§ DIRECTION
Select, from the data, each line where "page" occurs.

§ GIVEN INFORMATION

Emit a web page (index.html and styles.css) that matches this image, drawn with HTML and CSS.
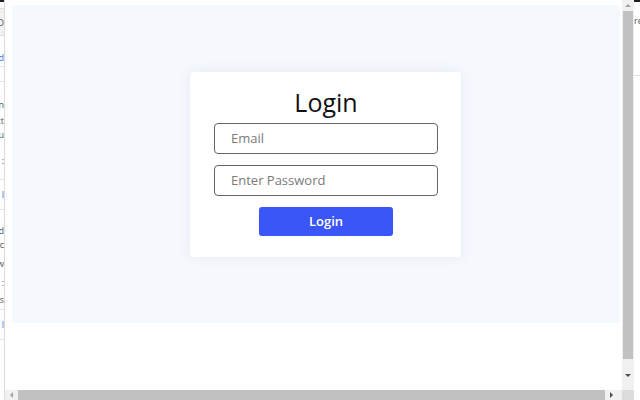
FILE: index.html
```html
<!DOCTYPE html>
<html>
<head>
<meta charset="utf-8">
<link rel="stylesheet" href="styles.css">
</head>
<body>
<div class="screen">
  <div class="side-left">
    <div class="bar-black"></div>
    <div class="sl-row sl-box"><span class="frag">O</span></div>
    <div class="sl-row gap-12"></div>
    <div class="sl-row h18"><span class="frag link">d</span></div>
    <div class="sl-row sep h15"></div>
    <div class="sl-row sep h14"></div>
    <div class="sl-row h18"><span class="frag">n</span></div>
    <div class="sl-row h14"><span class="frag">xt</span></div>
    <div class="sl-row h14"><span class="frag">u</span></div>
    <div class="sl-row h38"><span class="frag">:</span></div>
    <div class="sl-row sep h30"><span class="frag link">l</span></div>
    <div class="sl-row sep h14"></div>
    <div class="sl-row h14"><span class="frag">d</span></div>
    <div class="sl-row h14"><span class="frag">c</span></div>
    <div class="sl-row h24"><span class="frag">w</span></div>
    <div class="sl-row h14"><span class="frag">:</span></div>
    <div class="sl-row h20"><span class="frag">s</span></div>
    <div class="sl-row sep h30"><span class="frag link">l</span></div>
    <div class="sl-row sep"></div>
  </div>

  <div class="viewport">
    <div class="frame">
      <div class="panel">
        <form class="card">
          <h1 class="title">Login</h1>
          <input class="field" type="text" placeholder="Email">
          <input class="field" type="password" placeholder="Enter Password">
          <button class="btn" type="button">Login</button>
        </form>
      </div>
    </div>
    <div class="vscroll">
      <div class="vbtn"><span class="tri-up"></span></div>
      <div class="vthumb"></div>
      <div class="vbtn vbtn-down"><span class="tri-down"></span></div>
    </div>
    <div class="hscroll">
      <div class="hbtn"><span class="tri-left"></span></div>
      <div class="hthumb"></div>
      <div class="hbtn"><span class="tri-right"></span></div>
    </div>
    <div class="corner"></div>
  </div>

  <div class="side-right">
    <div class="bar-black"></div>
    <div class="sr-row"><span class="frag-r">re</span></div>
    <div class="sr-line"></div>
  </div>
</div>
</body>
</html>
```

FILE: styles.css
```css
* { box-sizing: border-box; }

html, body {
  margin: 0;
  padding: 0;
  width: 640px;
  height: 400px;
  overflow: hidden;
  background: #ffffff;
  font-family: "Open Sans", "Liberation Sans", sans-serif;
}

.screen {
  display: grid;
  grid-template-columns: 5px 629px 6px;
  height: 400px;
}

/* left clipped sidebar */
.side-left {
  display: flex;
  flex-direction: column;
  overflow: hidden;
  border-right: 1px solid #dcdcdc;
  background: #ffffff;
}
.bar-black {
  height: 2px;
  background: #222;
  flex: none;
}
.sl-row {
  display: flex;
  justify-content: flex-end;
  align-items: center;
  flex: none;
  height: 14px;
  font-size: 9px;
  color: #555;
  white-space: nowrap;
}
.sl-box {
  height: 28px;
  margin-top: 6px;
  background: #f1f1f1;
  border-top: 1px solid #ddd;
  border-bottom: 1px solid #ddd;
}
.gap-12 { height: 12px; }
.h14 { height: 14px; }
.h15 { height: 15px; }
.h18 { height: 18px; }
.h20 { height: 20px; }
.h24 { height: 24px; }
.h30 { height: 30px; }
.h38 { height: 38px; }
.sep { border-top: 1px solid #e2e2e2; }
.frag { flex: none; }
.link { color: #3b6fd6; }

/* main viewport */
.viewport {
  display: grid;
  grid-template-columns: 617px 12px;
  grid-template-rows: 390px 10px;
}

.frame {
  background: #ffffff;
  overflow: hidden;
  padding: 5px 2px 0 7px;
}

.panel {
  height: 318px;
  background: #f5f8fd;
  display: flex;
  align-items: center;
  justify-content: center;
  padding-left: 19px;
}

.card {
  width: 271px;
  height: 185px;
  background: #ffffff;
  border-radius: 4px;
  box-shadow: 0 0 12px rgba(120, 140, 180, 0.12);
  padding: 12px 23px 20px 24px;
  display: flex;
  flex-direction: column;
  align-items: center;
  margin: 0;
}

.title {
  margin: 0 0 3px;
  font-size: 25px;
  line-height: 36px;
  font-weight: 400;
  color: #111;
}

.field {
  width: 224px;
  height: 31px;
  margin: 0 0 11px;
  border: 1.5px solid #666;
  border-radius: 4px;
  padding: 0 16px;
  font-family: inherit;
  font-size: 13px;
  color: #333;
  background: #fff;
  outline: none;
}
.field::placeholder {
  color: #7a7a7a;
}

.btn {
  width: 134px;
  height: 29px;
  border: none;
  border-radius: 3px;
  background: #3a56f8;
  color: #ffffff;
  font-family: inherit;
  font-size: 13px;
  font-weight: 600;
  padding: 0;
  cursor: pointer;
}

/* scrollbars */
.vscroll {
  background: #f1f1f1;
  display: flex;
  flex-direction: column;
  align-items: center;
}
.vbtn {
  height: 10px;
  width: 100%;
  display: flex;
  align-items: center;
  justify-content: center;
  flex: none;
}
.vbtn-down { height: 20px; padding-bottom: 2px; align-items: flex-end; }
.vthumb {
  width: 10px;
  height: 348px;
  margin-top: 1px;
  background: #c1c1c1;
  flex: none;
}
.tri-up {
  width: 0; height: 0;
  border-left: 3px solid transparent;
  border-right: 3px solid transparent;
  border-bottom: 3px solid #a3a3a3;
}
.tri-down {
  width: 0; height: 0;
  border-left: 3px solid transparent;
  border-right: 3px solid transparent;
  border-top: 3px solid #505050;
}

.hscroll {
  background: #f1f1f1;
  display: flex;
  align-items: center;
}
.hbtn {
  width: 13px;
  height: 10px;
  display: flex;
  align-items: center;
  justify-content: center;
  flex: none;
}
.hthumb {
  height: 10px;
  width: 587px;
  background: #c1c1c1;
  flex: none;
}
.tri-left {
  width: 0; height: 0;
  border-top: 3px solid transparent;
  border-bottom: 3px solid transparent;
  border-right: 3px solid #a3a3a3;
}
.tri-right {
  width: 0; height: 0;
  border-top: 3px solid transparent;
  border-bottom: 3px solid transparent;
  border-left: 3px solid #505050;
}
.corner { background: #dcdcdc; }

/* right clipped strip */
.side-right {
  display: flex;
  flex-direction: column;
  overflow: hidden;
}
.sr-row {
  height: 30px;
  padding-top: 12px;
  font-size: 9px;
  color: #555;
  white-space: nowrap;
}
.sr-line {
  margin-top: 43px;
  height: 1px;
  background: #e2e2e2;
}
```
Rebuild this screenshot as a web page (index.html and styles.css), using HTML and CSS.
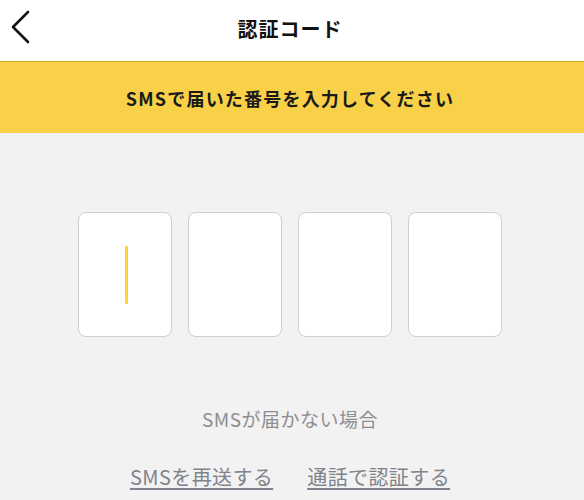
FILE: index.html
```html
<!DOCTYPE html>
<html lang="ja">
<head>
<meta charset="utf-8">
<link rel="stylesheet" href="styles.css">
</head>
<body>
<header class="header">
  <button class="back" aria-label="戻る">
    <svg width="22" height="34" viewBox="0 0 22 34"><path d="M18 2 L3 17 L18 32" fill="none" stroke="#111" stroke-width="2.6" stroke-linecap="round" stroke-linejoin="round"/></svg>
  </button>
  <h1 class="title">認証コード</h1>
</header>
<div class="banner">SMSで届いた番号を入力してください</div>
<main class="main">
  <div class="codes">
    <div class="code"><span class="cursor"></span></div>
    <div class="code"></div>
    <div class="code"></div>
    <div class="code"></div>
  </div>
  <p class="help">SMSが届かない場合</p>
  <div class="links">
    <a class="link" href="#">SMSを再送する</a>
    <a class="link" href="#">通話で認証する</a>
  </div>
</main>
</body>
</html>
```
FILE: styles.css
```css
html, body {
  margin: 0;
  padding: 0;
  background: #f2f2f2;
  font-family: "Noto Sans CJK JP", "Noto Sans", sans-serif;
}
.header {
  height: 61px;
  background: #fff;
  border-bottom: 1px solid #c9a62e;
  display: flex;
  align-items: center;
  justify-content: center;
  padding-right: 4px;
  position: relative;
}
.back {
  position: absolute;
  left: 10px;
  top: 10px;
  border: 0;
  background: none;
  padding: 0;
  width: 22px;
  height: 34px;
}
.title {
  margin: 0;
  font-size: 20px;
  font-weight: 700;
  color: #111;
  letter-spacing: 1px;
  line-height: 1;
  margin-top: -4px;
}
.banner {
  height: 71px;
  background: #f8d149;
  display: flex;
  align-items: center;
  justify-content: center;
  padding-right: 4px;
  font-size: 18px;
  font-weight: 700;
  color: #1a1a1a;
  letter-spacing: 1.2px;
}
.main {
  display: flex;
  flex-direction: column;
  align-items: center;
  padding-right: 4px;
}
.codes {
  display: flex;
  gap: 16px;
  margin-top: 79px;
}
.code {
  width: 92px;
  height: 123px;
  background: #fff;
  border: 1px solid #cfcfcf;
  border-radius: 8px;
  display: flex;
  align-items: center;
  justify-content: center;
}
.cursor {
  width: 3px;
  height: 58px;
  background: #fcd535;
  border-radius: 1px;
  margin-left: 3px;
}
.help {
  margin: 68px 0 0;
  font-size: 19px;
  color: #8e8e93;
  line-height: 28px;
  letter-spacing: 0.5px;
}
.links {
  display: flex;
  gap: 34px;
  margin-top: 30px;
}
.link {
  font-size: 20px;
  color: #80838c;
  text-decoration: underline;
  text-underline-offset: 3px;
  text-decoration-thickness: 1.5px;
  line-height: 28px;
  letter-spacing: 0.4px;
}
```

§ SOLVED PROBLEM
Emit a web page (index.html and styles.css) that matches this image, drawn with HTML and CSS.
Rebuild this screenshot as a web page (index.html and styles.css), using HTML and CSS.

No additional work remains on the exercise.